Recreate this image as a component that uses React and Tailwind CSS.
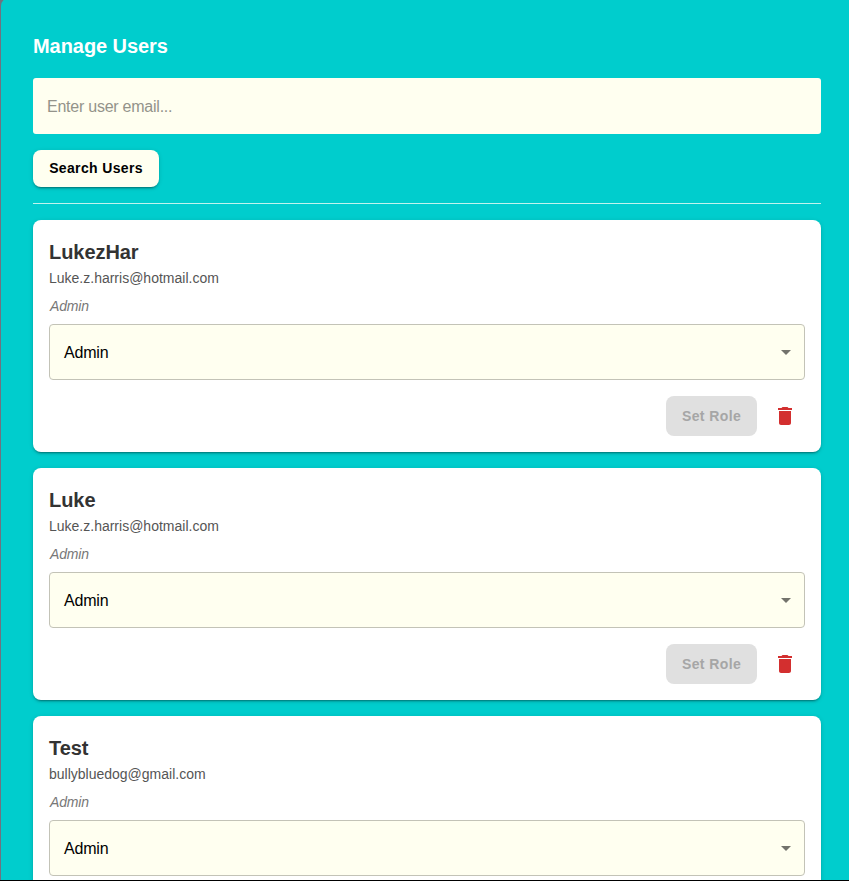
const users = [
  { name: 'LukezHar', email: 'Luke.z.harris@hotmail.com', role: 'Admin', actions: true },
  { name: 'Luke', email: 'Luke.z.harris@hotmail.com', role: 'Admin', actions: true },
  { name: 'Test', email: 'bullybluedog@gmail.com', role: 'Admin', actions: false },
];

function UserCard({ user }) {
  return (
    <article className="h-[232px] shrink-0 rounded-lg bg-white p-4 shadow-[0px_3px_1px_-2px_rgba(0,0,0,0.2),0px_2px_2px_0px_rgba(0,0,0,0.14),0px_1px_5px_0px_rgba(0,0,0,0.12)]">
      <h2 className="text-xl leading-8 font-bold tracking-[-0.06px] text-[#333]">{user.name}</h2>
      <p className="text-sm leading-5 text-[#555]">{user.email}</p>
      <p className="mt-2 pl-px text-sm leading-5 tracking-[-0.15px] text-[#777] italic">{user.role}</p>
      <div className="mt-2 flex h-14 items-center justify-between rounded border border-[#c3c3b7] bg-[#fffff0] pr-[6px] pl-[14px] text-base tracking-[-0.2px] text-black">
        <span className="pt-0.5">{user.role}</span>
        <svg className="size-6" viewBox="0 0 24 24" fill="#73736c">
          <path d="M7 10l5 5 5-5z" />
        </svg>
      </div>
      {user.actions && (
        <div className="mt-4 flex items-center justify-end gap-2">
          <button disabled className="h-10 w-[91px] rounded-lg bg-[#e0e0e0] text-sm font-bold tracking-[0.4px] text-[#a6a6a6]">
            Set Role
          </button>
          <button aria-label="Delete user" className="flex size-10 items-center justify-center">
            <svg className="size-6" viewBox="0 0 24 24" fill="#d32f2f">
              <path d="M6 19c0 1.1.9 2 2 2h8c1.1 0 2-.9 2-2V7H6zM19 4h-3.5l-1-1h-5l-1 1H5v2h14z" />
            </svg>
          </button>
        </div>
      )}
    </article>
  );
}

export default function App() {
  return (
    <div className="h-[881px] overflow-hidden border-b border-black bg-[#6f7380] pl-px font-['Liberation_Sans',Arial,sans-serif]">
      <main className="-mt-0.5 flex h-[900px] flex-col rounded-tl-lg bg-[#00cdcd] pt-8 pr-7 pl-8">
        <h1 className="text-xl leading-8 font-bold tracking-[-0.06px] text-white">Manage Users</h1>
        <input
          placeholder="Enter user email..."
          className="mt-4 h-14 w-full shrink-0 rounded-[3px] bg-[#fffff0] px-[14px] pt-0.5 text-base tracking-[-0.24px] placeholder:text-[#93938a]"
        />
        <button className="mt-4 h-[36.5px] w-[126px] shrink-0 rounded-lg bg-[#fffff0] text-sm font-bold tracking-[0.35px] text-black shadow-[0px_3px_1px_-2px_rgba(0,0,0,0.2),0px_2px_2px_0px_rgba(0,0,0,0.14),0px_1px_5px_0px_rgba(0,0,0,0.12)]">
          Search Users
        </button>
        <hr className="mt-[16.5px] border-t border-[#c0f3ee]" />
        <section className="mt-4 flex flex-col gap-4">
          {users.map((user) => (
            <UserCard key={user.name} user={user} />
          ))}
        </section>
      </main>
    </div>
  );
}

■ ■ ■ ■ ■ ■ ■

• Job
Word for word, quote the lines above. Omit the pictures.

• Written response
Recreate this image as a component that uses React and Tailwind CSS.
const users = [
  { name: 'LukezHar', email: 'Luke.z.harris@hotmail.com', role: 'Admin', actions: true },
  { name: 'Luke', email: 'Luke.z.harris@hotmail.com', role: 'Admin', actions: true },
  { name: 'Test', email: 'bullybluedog@gmail.com', role: 'Admin', actions: false },
];

function UserCard({ user }) {
  return (
    <article className="h-[232px] shrink-0 rounded-lg bg-white p-4 shadow-[0px_3px_1px_-2px_rgba(0,0,0,0.2),0px_2px_2px_0px_rgba(0,0,0,0.14),0px_1px_5px_0px_rgba(0,0,0,0.12)]">
      <h2 className="text-xl leading-8 font-bold tracking-[-0.06px] text-[#333]">{user.name}</h2>
      <p className="text-sm leading-5 text-[#555]">{user.email}</p>
      <p className="mt-2 pl-px text-sm leading-5 tracking-[-0.15px] text-[#777] italic">{user.role}</p>
      <div className="mt-2 flex h-14 items-center justify-between rounded border border-[#c3c3b7] bg-[#fffff0] pr-[6px] pl-[14px] text-base tracking-[-0.2px] text-black">
        <span className="pt-0.5">{user.role}</span>
        <svg className="size-6" viewBox="0 0 24 24" fill="#73736c">
          <path d="M7 10l5 5 5-5z" />
        </svg>
      </div>
      {user.actions && (
        <div className="mt-4 flex items-center justify-end gap-2">
          <button disabled className="h-10 w-[91px] rounded-lg bg-[#e0e0e0] text-sm font-bold tracking-[0.4px] text-[#a6a6a6]">
            Set Role
          </button>
          <button aria-label="Delete user" className="flex size-10 items-center justify-center">
            <svg className="size-6" viewBox="0 0 24 24" fill="#d32f2f">
              <path d="M6 19c0 1.1.9 2 2 2h8c1.1 0 2-.9 2-2V7H6zM19 4h-3.5l-1-1h-5l-1 1H5v2h14z" />
            </svg>
          </button>
        </div>
      )}
    </article>
  );
}

export default function App() {
  return (
    <div className="h-[881px] overflow-hidden border-b border-black bg-[#6f7380] pl-px font-['Liberation_Sans',Arial,sans-serif]">
      <main className="-mt-0.5 flex h-[900px] flex-col rounded-tl-lg bg-[#00cdcd] pt-8 pr-7 pl-8">
        <h1 className="text-xl leading-8 font-bold tracking-[-0.06px] text-white">Manage Users</h1>
        <input
          placeholder="Enter user email..."
          className="mt-4 h-14 w-full shrink-0 rounded-[3px] bg-[#fffff0] px-[14px] pt-0.5 text-base tracking-[-0.24px] placeholder:text-[#93938a]"
        />
        <button className="mt-4 h-[36.5px] w-[126px] shrink-0 rounded-lg bg-[#fffff0] text-sm font-bold tracking-[0.35px] text-black shadow-[0px_3px_1px_-2px_rgba(0,0,0,0.2),0px_2px_2px_0px_rgba(0,0,0,0.14),0px_1px_5px_0px_rgba(0,0,0,0.12)]">
          Search Users
        </button>
        <hr className="mt-[16.5px] border-t border-[#c0f3ee]" />
        <section className="mt-4 flex flex-col gap-4">
          {users.map((user) => (
            <UserCard key={user.name} user={user} />
          ))}
        </section>
      </main>
    </div>
  );
}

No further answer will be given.